- Work to be completed
Transcribe the listing in full, excluding any pictures.

- Given information
%%

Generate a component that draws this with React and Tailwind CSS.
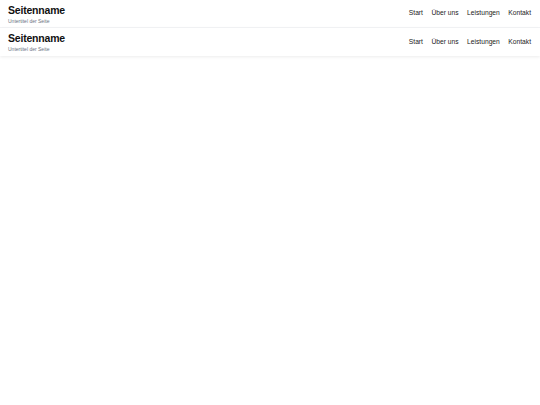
const links = ['Start', 'Über uns', 'Leistungen', 'Kontakt'];

const Header = ({ className = '' }) => (
  <header
    className={`flex h-[28px] items-center justify-between bg-white pl-[8px] pr-[9px] ${className}`}
  >
    <div className="flex flex-col">
      <span className="text-[10.5px] font-bold leading-[13px] tracking-[-0.2px] text-[#111]">
        Seitenname
      </span>
      <span className="mt-[1px] text-[5px] leading-[6px] text-gray-500">Untertitel der Seite</span>
    </div>
    <nav className="flex gap-[8.5px] text-[6.7px]">
      {links.map((l) => (
        <a key={l} href="#" className="leading-none text-[#222]">
          {l}
        </a>
      ))}
    </nav>
  </header>
);

export default function App() {
  return (
    <div className="min-h-[405px] bg-white font-['Liberation_Sans',Arial,sans-serif]">
      <Header className="border-b border-gray-100" />
      <Header className="shadow-[0_1px_3px_rgba(0,0,0,0.08)]" />
    </div>
  );
}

%%

- Completed exercise
Generate a component that draws this with React and Tailwind CSS.
const links = ['Start', 'Über uns', 'Leistungen', 'Kontakt'];

const Header = ({ className = '' }) => (
  <header
    className={`flex h-[28px] items-center justify-between bg-white pl-[8px] pr-[9px] ${className}`}
  >
    <div className="flex flex-col">
      <span className="text-[10.5px] font-bold leading-[13px] tracking-[-0.2px] text-[#111]">
        Seitenname
      </span>
      <span className="mt-[1px] text-[5px] leading-[6px] text-gray-500">Untertitel der Seite</span>
    </div>
    <nav className="flex gap-[8.5px] text-[6.7px]">
      {links.map((l) => (
        <a key={l} href="#" className="leading-none text-[#222]">
          {l}
        </a>
      ))}
    </nav>
  </header>
);

export default function App() {
  return (
    <div className="min-h-[405px] bg-white font-['Liberation_Sans',Arial,sans-serif]">
      <Header className="border-b border-gray-100" />
      <Header className="shadow-[0_1px_3px_rgba(0,0,0,0.08)]" />
    </div>
  );
}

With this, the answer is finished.